VIENNA — OPEC ministers reached another impasse Sunday when Iran refused to go along with a proposed agreement to continue prices and production quotas at current levels, raising the specter that two of the cartel's largest oil producers--warring Iran and Iraq--would flaunt its rules.
Iraq already has refused to abide by the proposed accord. At war with each other for the past seven years, Iran and Iraq follow only Saudi Arabia as the leading oil producers in the Organization of Petroleum Exporting Countries.
As negotiations continue today, the ministers will have one eye on the oil markets to see whether prices plunge. That is the widely predicted effect of the proposal now on the table here.
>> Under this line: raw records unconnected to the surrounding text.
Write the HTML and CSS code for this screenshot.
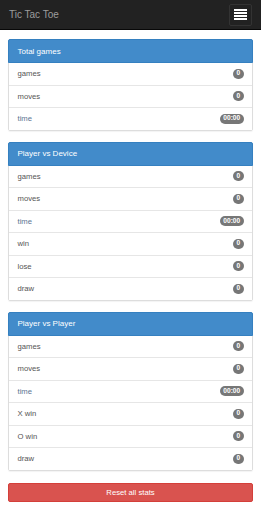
FILE: index.html
```html
<!DOCTYPE html>
<html lang="en">
<head>
    <meta charset="UTF-8">
    <meta name="viewport" content="width=device-width, initial-scale=1.0">
    <title>Tic Tac Toe</title>
    <link rel="stylesheet" href="styles.css">
</head>
<body>
    <nav class="navbar">
        <span class="brand">Tic Tac Toe</span>
        <button class="toggle" type="button">
            <span class="icon-bar"></span>
            <span class="icon-bar"></span>
            <span class="icon-bar"></span>
            <span class="icon-bar"></span>
        </button>
    </nav>

    <div class="container">
        <!-- Total games -->
        <div class="panel">
            <div class="panel-heading">Total games</div>
            <ul class="list-group">
                <li class="list-item">games <span class="badge">0</span></li>
                <li class="list-item">moves <span class="badge">0</span></li>
                <li class="list-item time">time <span class="badge">00:00</span></li>
            </ul>
        </div>

        <!-- Player vs Device -->
        <div class="panel">
            <div class="panel-heading">Player vs Device</div>
            <ul class="list-group">
                <li class="list-item">games <span class="badge">0</span></li>
                <li class="list-item">moves <span class="badge">0</span></li>
                <li class="list-item time">time <span class="badge">00:00</span></li>
                <li class="list-item">win <span class="badge">0</span></li>
                <li class="list-item">lose <span class="badge">0</span></li>
                <li class="list-item">draw <span class="badge">0</span></li>
            </ul>
        </div>

        <!-- Player vs Player -->
        <div class="panel">
            <div class="panel-heading">Player vs Player</div>
            <ul class="list-group">
                <li class="list-item">games <span class="badge">0</span></li>
                <li class="list-item">moves <span class="badge">0</span></li>
                <li class="list-item time">time <span class="badge">00:00</span></li>
                <li class="list-item">X win <span class="badge">0</span></li>
                <li class="list-item">O win <span class="badge">0</span></li>
                <li class="list-item">draw <span class="badge">0</span></li>
            </ul>
        </div>

        <button class="btn-reset" type="button">Reset all stats</button>
    </div>
</body>
</html>
```

FILE: styles.css
```css
body {
    font-family: "Liberation Sans", Arial, sans-serif;
    background-color: #fff;
    color: #555;
    margin: 0;
}
.navbar {
    height: 29px;
    background-color: #222;
    border-bottom: 1px solid #080808;
    display: flex;
    align-items: center;
    justify-content: space-between;
    padding: 0 9px;
}
.brand {
    color: #9d9d9d;
    font-size: 10px;
    line-height: 14px;
}
.toggle {
    width: 23px;
    height: 22px;
    background: transparent;
    border: 1px solid #333;
    border-radius: 2px;
    padding: 0;
    display: flex;
    flex-direction: column;
    align-items: center;
    justify-content: center;
    gap: 1.5px;
}
.icon-bar {
    display: block;
    width: 13px;
    height: 1.5px;
    background-color: #fff;
}
.container {
    padding: 9px 8px 8px;
}
.panel {
    border: 1px solid #ddd;
    border-radius: 2px;
    margin-bottom: 11px;
    box-shadow: 0 1px 1px rgba(0, 0, 0, 0.05);
}
.panel-heading {
    margin: -1px -1px 0;
    background-color: #428bca;
    border: 1px solid #3580c0;
    border-radius: 2px 2px 0 0;
    color: #fff;
    font-size: 8px;
    line-height: 11px;
    padding: 5.5px 8.5px;
}
.list-group {
    list-style: none;
    margin: 0;
    padding: 0;
    background: #fff;
}
.list-item {
    display: flex;
    justify-content: space-between;
    align-items: center;
    font-size: 7.7px;
    line-height: 11px;
    padding: 5.25px 8px 5.25px 8.5px;
    border-top: 1px solid #e6e6e6;
}
.list-item:first-child {
    border-top: none;
}
.list-item.time {
    color: #5a7391;
}
.badge {
    background-color: #777;
    color: #fff;
    font-size: 6.6px;
    font-weight: bold;
    line-height: 6.6px;
    padding: 1.6px 3.8px;
    border-radius: 6px;
}
.btn-reset {
    display: block;
    width: 100%;
    margin-top: 12px;
    height: 19px;
    background-color: #d9534f;
    border: 1px solid #d43f3a;
    border-radius: 2px;
    color: #fff;
    font-family: "Liberation Sans", Arial, sans-serif;
    font-size: 7.7px;
    padding: 0;
}
```
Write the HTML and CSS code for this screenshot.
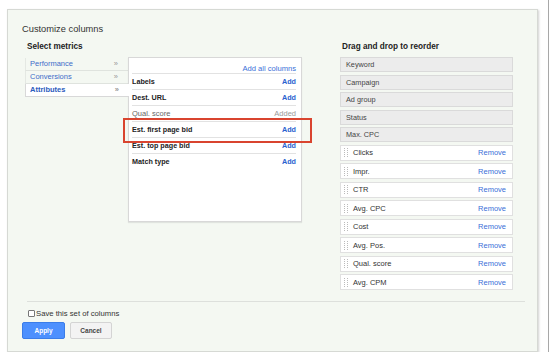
FILE: index.html
```html
<!DOCTYPE html>
<html lang="en">
<head>
    <meta charset="UTF-8" />
    <title>Customize columns</title>
    <link rel="stylesheet" href="styles.css">
</head>
<body>
    <div class="page">
        <div class="dialog">
            <h1 class="title">Customize columns</h1>

            <div class="columns">
                <div class="metrics">
                    <h2 class="heading">Select metrics</h2>
                    <div class="picker">
                        <ul class="nav">
                            <li class="nav-item"><span>Performance</span><span class="chev">&raquo;</span></li>
                            <li class="nav-item"><span>Conversions</span><span class="chev">&raquo;</span></li>
                            <li class="nav-item selected"><span>Attributes</span><span class="chev">&raquo;</span></li>
                        </ul>
                        <div class="list">
                            <div class="list-top"><a class="add-all">Add all columns</a></div>
                            <div class="row"><span class="name">Labels</span><a class="add">Add</a></div>
                            <div class="row"><span class="name">Dest. URL</span><a class="add">Add</a></div>
                            <div class="row added"><span class="name">Qual. score</span><span class="added-label">Added</span></div>
                            <div class="row highlighted"><span class="name">Est. first page bid</span><a class="add">Add</a></div>
                            <div class="row"><span class="name">Est. top page bid</span><a class="add">Add</a></div>
                            <div class="row last"><span class="name">Match type</span><a class="add">Add</a></div>
                        </div>
                    </div>
                </div>

                <div class="order">
                    <h2 class="heading">Drag and drop to reorder</h2>
                    <div class="fixed">
                        <div class="fixed-item">Keyword</div>
                        <div class="fixed-item">Campaign</div>
                        <div class="fixed-item">Ad group</div>
                        <div class="fixed-item">Status</div>
                        <div class="fixed-item">Max. CPC</div>
                    </div>
                    <div class="movable">
                        <div class="move-item"><span class="handle"></span><span class="move-name">Clicks</span><a class="remove">Remove</a></div>
                        <div class="move-item"><span class="handle"></span><span class="move-name">Impr.</span><a class="remove">Remove</a></div>
                        <div class="move-item"><span class="handle"></span><span class="move-name">CTR</span><a class="remove">Remove</a></div>
                        <div class="move-item"><span class="handle"></span><span class="move-name">Avg. CPC</span><a class="remove">Remove</a></div>
                        <div class="move-item"><span class="handle"></span><span class="move-name">Cost</span><a class="remove">Remove</a></div>
                        <div class="move-item"><span class="handle"></span><span class="move-name">Avg. Pos.</span><a class="remove">Remove</a></div>
                        <div class="move-item"><span class="handle"></span><span class="move-name">Qual. score</span><a class="remove">Remove</a></div>
                        <div class="move-item"><span class="handle"></span><span class="move-name">Avg. CPM</span><a class="remove">Remove</a></div>
                    </div>
                </div>
            </div>

            <div class="separator"></div>

            <label class="save"><input type="checkbox" class="check" />Save this set of columns</label>

            <div class="buttons">
                <button class="btn apply">Apply</button>
                <button class="btn cancel">Cancel</button>
            </div>
        </div>
        <div class="edge"></div>
    </div>
</body>
</html>
```

FILE: styles.css
```css
body {
    margin: 0;
    padding: 0;
    background: #fff;
    font-family: "Liberation Sans", Arial, sans-serif;
    color: #222;
}

.page {
    display: flex;
    align-items: flex-start;
}

.dialog {
    box-sizing: border-box;
    width: 531px;
    height: 343px;
    margin: 9px 0 0 7px;
    border: 1px solid #d6d9d4;
    background: #f4f8f2;
    box-shadow: 1px 1px 2px rgba(0,0,0,0.18);
}

.edge {
    width: 1px;
    height: 352px;
    margin-left: 10px;
    background: #a8a8a8;
}

.title {
    margin: 0;
    padding: 12px 0 0 14px;
    font-size: 9.3px;
    line-height: 14px;
    font-weight: normal;
    color: #333;
}

.columns {
    display: flex;
    margin-top: 5px;
    padding-left: 17px;
}

.heading {
    margin: 0 0 4px 2px;
    font-size: 8.2px;
    line-height: 12px;
    font-weight: bold;
    color: #222;
}

.metrics {
    width: 277px;
}

.picker {
    display: flex;
    align-items: flex-start;
}

.nav {
    list-style: none;
    margin: 1px 0 0;
    padding: 0;
    width: 103px;
}

.nav-item {
    display: flex;
    justify-content: space-between;
    height: 12px;
    line-height: 12px;
    padding: 0 10px 0 4px;
    font-size: 7.5px;
    color: #3d6cc9;
    border-left: 1px solid #e4e8e3;
    border-bottom: 1px solid #dfe3de;
}

.nav-item .chev {
    color: #999;
    font-size: 7.5px;
}

.nav-item.selected {
    background: #fff;
    font-weight: bold;
    color: #2b5bbd;
    border-left: 1px solid #d8d8d8;
    border-bottom: 1px solid #d8d8d8;
    position: relative;
    z-index: 1;
    margin-right: -1px;
}

.list {
    box-sizing: border-box;
    width: 174px;
    height: 165px;
    background: #fff;
    border: 1px solid #d8d8d8;
    box-shadow: 0 1px 1px rgba(0,0,0,0.08);
    padding: 2px 5px 0 3px;
}

.list-top {
    text-align: right;
    height: 13px;
    line-height: 12px;
    border-bottom: 1px solid #e2e2e2;
}

.add-all {
    font-size: 7.6px;
    color: #3a6fd8;
}

.row {
    display: flex;
    justify-content: space-between;
    align-items: center;
    height: 15px;
    border-bottom: 1px solid #e2e2e2;
    font-size: 7.2px;
}

.row.last {
    border-bottom: none;
}

.row .name {
    font-weight: bold;
    color: #222;
}

.add {
    font-weight: bold;
    color: #2a5fcf;
}

.row.added .name {
    font-weight: normal;
    font-size: 7.5px;
    color: #666;
}

.added-label {
    font-size: 7.5px;
    color: #999;
}

.row.highlighted {
    position: relative;
}

.row.highlighted::after {
    content: "";
    position: absolute;
    left: -9px;
    right: -16px;
    top: -4px;
    bottom: -6px;
    border: 2px solid #d9442f;
}

.order {
    width: 173px;
    margin-left: 38px;
}

.fixed-item {
    box-sizing: border-box;
    height: 15px;
    line-height: 13px;
    margin-bottom: 2.5px;
    padding-left: 5px;
    background: #ececec;
    border: 1px solid #dadada;
    font-size: 7.3px;
    color: #444;
}

.movable {
    margin-top: 2.5px;
}

.move-item {
    box-sizing: border-box;
    display: flex;
    align-items: center;
    height: 16px;
    margin-bottom: 2.57px;
    padding: 0 6px 0 3px;
    background: #fff;
    border: 1px solid #e0e0e0;
    font-size: 7.5px;
    color: #333;
}

.handle {
    box-sizing: border-box;
    width: 4px;
    height: 9px;
    margin-right: 5px;
    border-left: 1px dotted #bbb;
    border-right: 1px dotted #bbb;
}

.move-name {
    flex: 1;
}

.remove {
    color: #3a6fd8;
}

.separator {
    margin: 8px 0 0 19px;
    width: 498px;
    height: 1px;
    background: #dde0dc;
}

.save {
    display: flex;
    align-items: center;
    margin: 5px 0 0 20px;
    height: 12px;
    font-size: 7.7px;
    color: #333;
}

.check {
    appearance: none;
    box-sizing: border-box;
    width: 7px;
    height: 7px;
    margin: 0 1px 0 0;
    border: 1px solid #777;
    background: #fff;
    border-radius: 1px;
}

.buttons {
    display: flex;
    gap: 5px;
    margin: 3px 0 0 14px;
}

.btn {
    box-sizing: border-box;
    height: 17px;
    padding: 0;
    font-family: "Liberation Sans", Arial, sans-serif;
    font-size: 6.5px;
    font-weight: bold;
    border-radius: 2px;
    cursor: pointer;
}

.apply {
    width: 43px;
    background: #4d90fe;
    border: 1px solid #3b7de8;
    color: #fff;
}

.cancel {
    width: 42px;
    background: #f3f3f3;
    border: 1px solid #d4d4d4;
    color: #444;
}
```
$18 Acceptable to Majority
A lopsided majority of the 13-member organization, led by Saudi Arabia, has lined up behind a plan to extend the current price and production system into 1988. It would continue the official average price of $18 a barrel and maintain the cartel's current production quota.
Iraq, rebuffed in its bid for a quota equal to Iran's, had been expected to refuse to sign such a plan again, as it had done for this year. The other members had hoped that Iran would go along, despite the fact that OPEC has ignored the Iranians' demand for price increases of at least $2 a barrel.
In a series of meetings involving Venezuela, Nigeria and Indonesia as go-betweens, the Iranians were pressured to agree to sign, delegates said. But they countered with a proposal to cut production and raise prices, an approach uniformly opposed by the Saudis and their Persian Gulf allies, Kuwait and the United Arab Emirates.
A senior aide in one of the mediating delegations said they were trying to mollify Iran by incorporating in the agreement the possibility of price increases sometime during 1988. But he said that both Iran and the Saudis had carved out such inflexible positions before the meeting that neither felt able to compromise.
The absence of both Iran and Iraq from an accord in itself wouldn't necessarily worsen economic conditions in the oil markets, analysts said. But it would weaken the cartel's already shaky credibility and diminish the incentives for other members to abide by quotas.
Even with Iran on board, the status-quo proposal doesn't have many enthusiasts. Although it is seen as better than nothing, oil market experts predicted that it could send spot prices plummeting by more than 15% to the $14 to $16 per barrel range by early 1988.
Analysts said such a decline could mean a drop in the price of gasoline of more than 5 cents at service stations in the United States.